Taming the Hurricane: The World of Multiscale Modeling

How can we possibly design materials to withstand this atomic onslaught for decades? We cannot simply build a reactor, wait 40 years, and see if a new alloy survives. Here, we see one of the most beautiful interdisciplinary connections: the marriage of cascade physics and large-scale computation.

Scientists have developed a "multiscale modeling" approach, which we can think of like modern weather forecasting. At the smallest scale, they use Molecular Dynamics (MD) simulations to model the physics of individual "thunderstorms"—single, high-energy collision cascades. These simulations, which track the motion of every single atom according to Newton's laws, are run for mere picoseconds but reveal the fundamental "primary damage state": the number, type, and spatial distribution of defects created by one PKA of a given energy.

This atomistic data then becomes the input for a much larger, longer-timescale "climate model." This continuum model uses reaction-diffusion equations to describe how the concentrations of these defects evolve over the entire component and over many years. The constant generation of new defects by the unending stream of cascades is fed into these equations as a "source term," with its properties determined directly by the MD simulations.
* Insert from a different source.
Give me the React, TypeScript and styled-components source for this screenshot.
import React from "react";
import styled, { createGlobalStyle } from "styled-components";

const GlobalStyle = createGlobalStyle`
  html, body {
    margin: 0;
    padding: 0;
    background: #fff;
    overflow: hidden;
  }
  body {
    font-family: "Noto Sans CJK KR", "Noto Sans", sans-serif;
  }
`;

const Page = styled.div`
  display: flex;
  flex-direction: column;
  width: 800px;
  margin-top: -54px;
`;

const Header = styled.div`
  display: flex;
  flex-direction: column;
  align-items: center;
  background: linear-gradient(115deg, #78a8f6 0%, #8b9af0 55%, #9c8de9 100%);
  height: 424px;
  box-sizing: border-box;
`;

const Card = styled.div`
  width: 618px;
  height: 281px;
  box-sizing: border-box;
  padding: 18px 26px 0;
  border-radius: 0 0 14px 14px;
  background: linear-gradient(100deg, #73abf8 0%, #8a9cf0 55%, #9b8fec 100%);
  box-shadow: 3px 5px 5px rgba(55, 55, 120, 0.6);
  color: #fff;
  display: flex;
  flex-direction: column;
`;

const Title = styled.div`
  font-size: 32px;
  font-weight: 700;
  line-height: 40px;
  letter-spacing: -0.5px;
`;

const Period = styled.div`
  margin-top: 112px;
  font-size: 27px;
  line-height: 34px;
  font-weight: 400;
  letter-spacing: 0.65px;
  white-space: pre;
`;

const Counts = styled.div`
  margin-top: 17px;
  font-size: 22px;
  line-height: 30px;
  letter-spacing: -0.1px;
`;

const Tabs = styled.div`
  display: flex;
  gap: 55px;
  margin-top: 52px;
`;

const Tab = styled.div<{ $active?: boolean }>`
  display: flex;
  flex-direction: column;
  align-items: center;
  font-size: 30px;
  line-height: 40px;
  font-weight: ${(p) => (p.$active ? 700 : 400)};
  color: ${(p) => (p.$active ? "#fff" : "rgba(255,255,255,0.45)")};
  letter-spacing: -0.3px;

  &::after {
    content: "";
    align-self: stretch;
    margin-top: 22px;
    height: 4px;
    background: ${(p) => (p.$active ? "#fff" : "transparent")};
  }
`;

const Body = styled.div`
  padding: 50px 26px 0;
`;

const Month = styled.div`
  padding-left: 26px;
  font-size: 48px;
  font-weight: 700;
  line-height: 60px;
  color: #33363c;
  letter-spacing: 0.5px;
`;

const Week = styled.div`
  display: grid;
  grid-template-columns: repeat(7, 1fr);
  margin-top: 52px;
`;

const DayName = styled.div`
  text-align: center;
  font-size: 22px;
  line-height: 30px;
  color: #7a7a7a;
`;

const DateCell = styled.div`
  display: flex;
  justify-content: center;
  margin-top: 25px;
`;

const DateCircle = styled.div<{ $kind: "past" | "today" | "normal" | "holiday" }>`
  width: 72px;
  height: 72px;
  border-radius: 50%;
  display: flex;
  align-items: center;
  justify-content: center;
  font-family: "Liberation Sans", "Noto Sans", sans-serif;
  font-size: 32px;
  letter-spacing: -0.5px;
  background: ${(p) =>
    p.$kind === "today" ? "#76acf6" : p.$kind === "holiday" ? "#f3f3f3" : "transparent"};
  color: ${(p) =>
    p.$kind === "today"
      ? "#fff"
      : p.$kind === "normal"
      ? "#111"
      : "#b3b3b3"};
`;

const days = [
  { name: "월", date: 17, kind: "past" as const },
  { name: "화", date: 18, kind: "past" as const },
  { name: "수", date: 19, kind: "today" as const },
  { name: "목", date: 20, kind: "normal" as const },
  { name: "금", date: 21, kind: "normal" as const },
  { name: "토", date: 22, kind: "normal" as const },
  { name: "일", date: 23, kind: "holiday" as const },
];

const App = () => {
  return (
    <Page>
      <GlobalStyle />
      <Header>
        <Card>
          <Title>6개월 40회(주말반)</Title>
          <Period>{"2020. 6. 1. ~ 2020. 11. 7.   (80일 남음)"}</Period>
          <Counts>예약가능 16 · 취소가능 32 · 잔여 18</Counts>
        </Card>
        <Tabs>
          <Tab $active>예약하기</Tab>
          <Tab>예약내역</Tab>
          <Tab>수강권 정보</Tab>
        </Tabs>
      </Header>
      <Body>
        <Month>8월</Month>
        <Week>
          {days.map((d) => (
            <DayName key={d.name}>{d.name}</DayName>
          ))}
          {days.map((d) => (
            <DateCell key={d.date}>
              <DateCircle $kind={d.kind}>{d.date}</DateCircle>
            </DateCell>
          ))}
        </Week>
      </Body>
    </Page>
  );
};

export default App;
This allows engineers to predict the macroscopic evolution of a material—its swelling, embrittlement, and compositional changes—over its entire service life, all without leaving the computer. It is a powerful testament to how a deep understanding of a fundamental, picosecond-long event can allow us to predict the behavior of massive structures over decades.

From sculpting a transistor to predicting the lifetime of a star on Earth, the physics of the collision cascade is a unifying thread. It is a reminder that the most complex phenomena in our engineered world often boil down to the beautifully simple, yet profoundly consequential, physics of atoms in collision.